McDonagh challenges us to laugh at what would be normally very tense, dramatic, serious scenes. He has created a world populated by characters that think they are smart but we can see they have solutions and ideas that are idiotic. These absurdities make scene after scene strikingly laugh out loud funny, despite their violent conclusions.
The point well made - that terrorism is a fool's paradise and is pointless, creating needless hurt and confusion - is spelled out in comedic terms so well drawn that you laugh despite your better judgment. That is, until you understand the logic of placing humor front and center, as the most integral of survival skills.
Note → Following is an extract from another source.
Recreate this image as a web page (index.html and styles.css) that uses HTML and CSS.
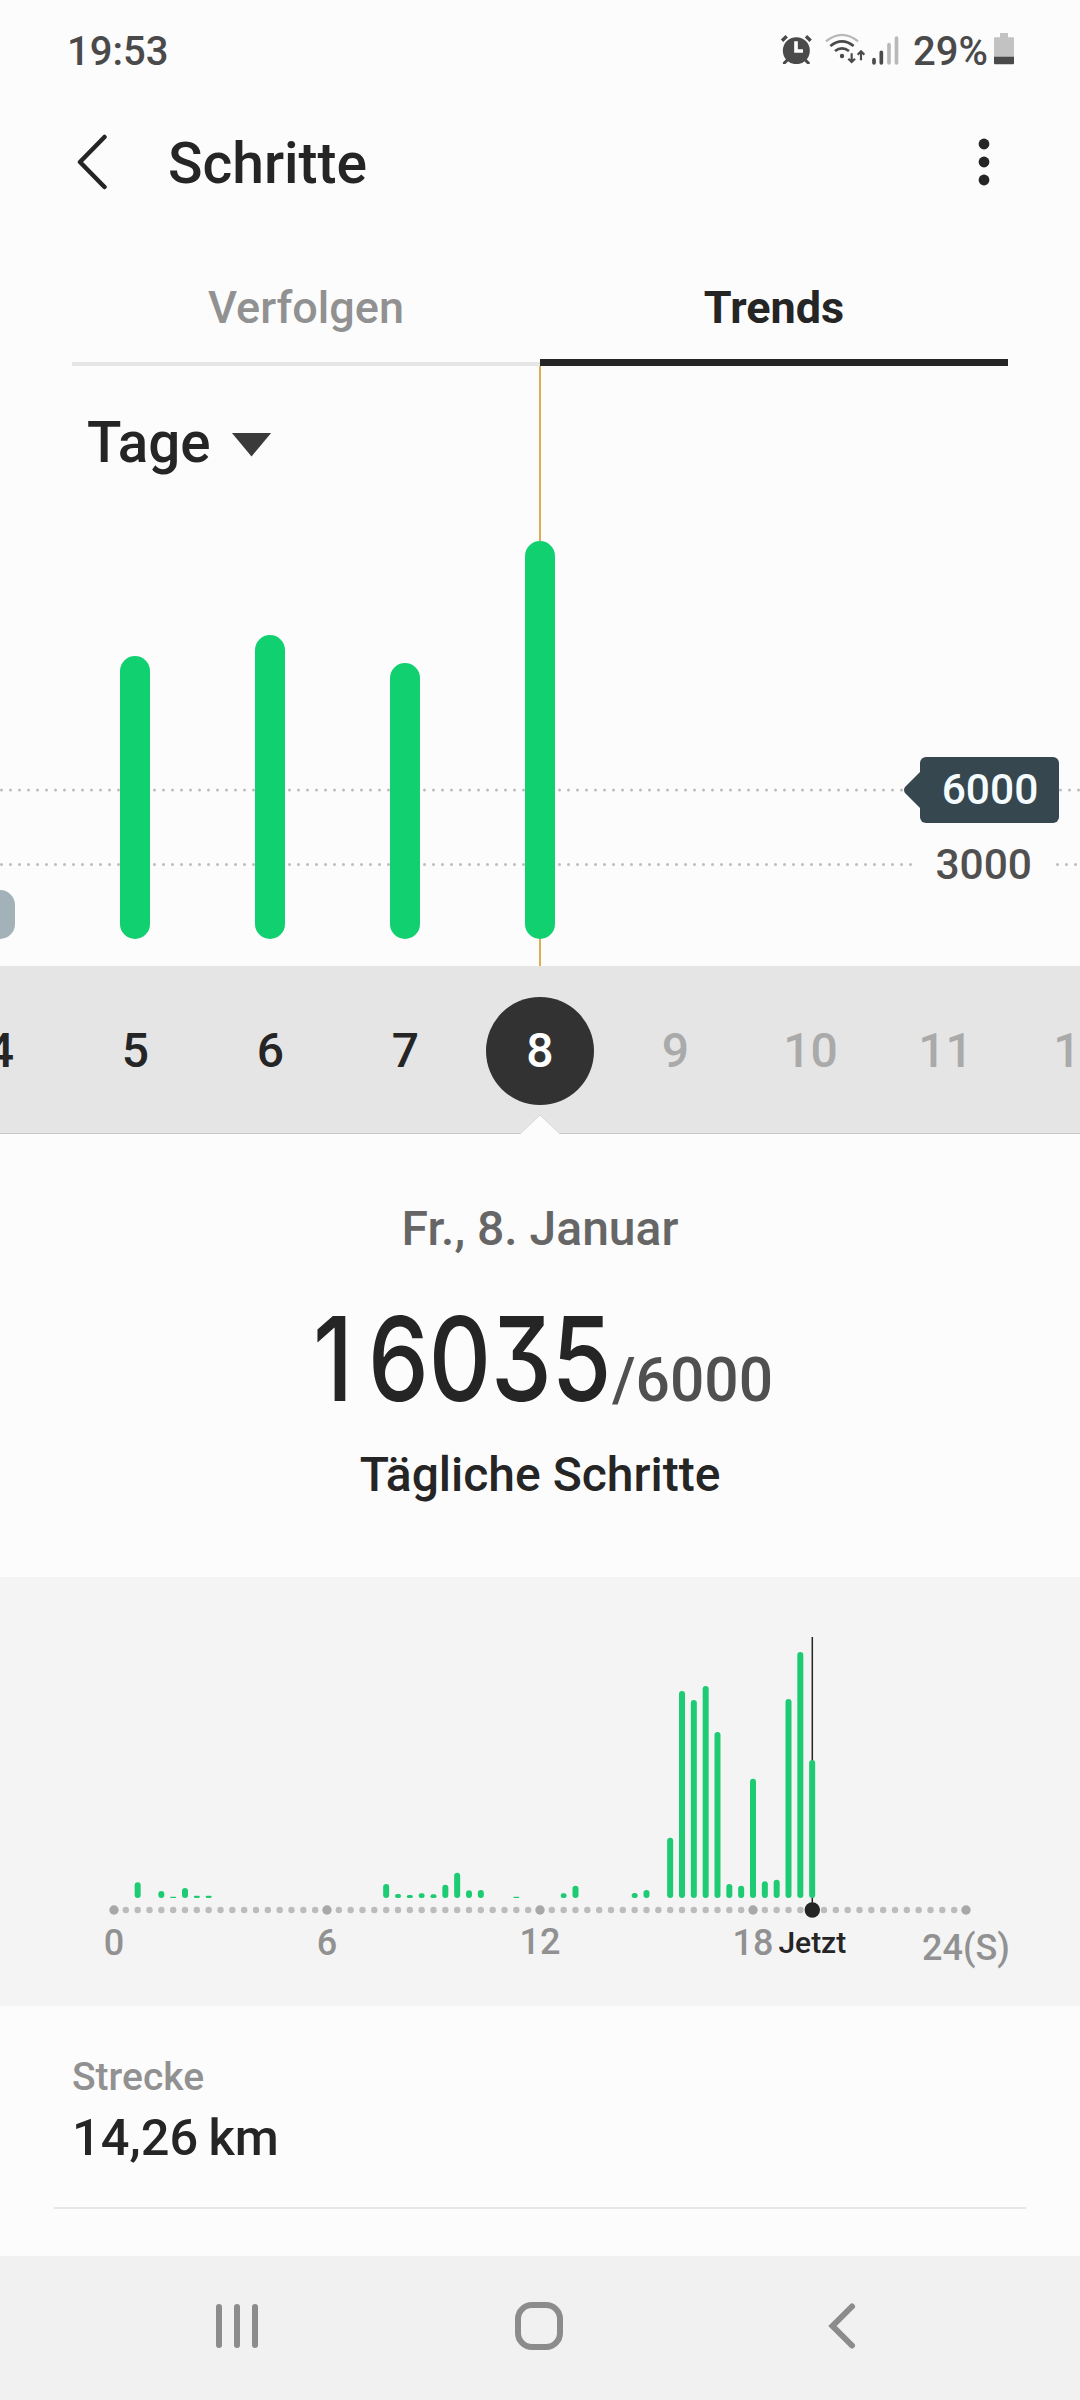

More existentialist than Tarantino With the Tony nomination for Best Play this year, there might be some renewed interest in buying this book (the most recent review on this site was in 2003). This is laugh-out-loud funny stuff, and well worth reading. While "existentialist" may be a bit pretentious, this play deals with absurdity and futility in an atmosphere of constant violence and death. That McDonagh can make this material so funny is a tribute to his gift. This play I believe is a companion piece to McDonagh's Oscar-winning short film Six Shooter (available for download on iTunes), which deals with some of the same subjects, and also reserves its only tenderness for pets. I can see why people make the Tarantino comparison, but I see Tarantino as more of a stylist who sets out intricate time sequences and is less concerned about traditional narrative structures. McDonagh, by comparison, is very much into formal plot devices and structure.
Definitely not for those who don't enjoy black humor. For those who enjoyed The Pillowman (on Broadway last year), this one is an earlier play and doesn't have nearly the creativity and ambition of Pillowman. But it is still very well worthwhile, and a lot of fun.
Wow. OK. I think McDonagh is a straight genius. I read this play, because I am currently in The Cripple of Inishmaan(the tame McDonagh play), but only because out director didn't think he could get the rights to this one. But I read this play, and I almost [messed] myself almost every other line. it is just that funny. I wish that we could have gotten the rights to it. It would be great to watch our director figure out how he would pull all this crazy stuff off. Overall, this is just a really funny, violent reason as to why I love the theatre. READ THIS SCRIPT. IT IS AMAZING. It is also very, very lean. No fat at all. A very short, perfect read.
Another production challenge from McDonagh I directed McDonagh's "The Lonesome West" for the Station Theatre, Urbana, IL, in January 2000. (See 8am.com for reviews and links.) What an exhilarating ride! The new play -- like all of McDonagh's maddeningly vicious, hilarious efforts -- would be equally frustrating to stage, particularly the need for dead cats, live cats (covered with shoe polish), and other acts to drive directors mad. ("The Lonesome West" required dozens of Catholic religious figurines to be smashed nightly, not to mention an exploding oven and on-stage rain.) Certainly his staging challenges make these plays riveting to see, but they are equally rich in the reading. Be prepared to laugh... and then shocked at yourself for laughing.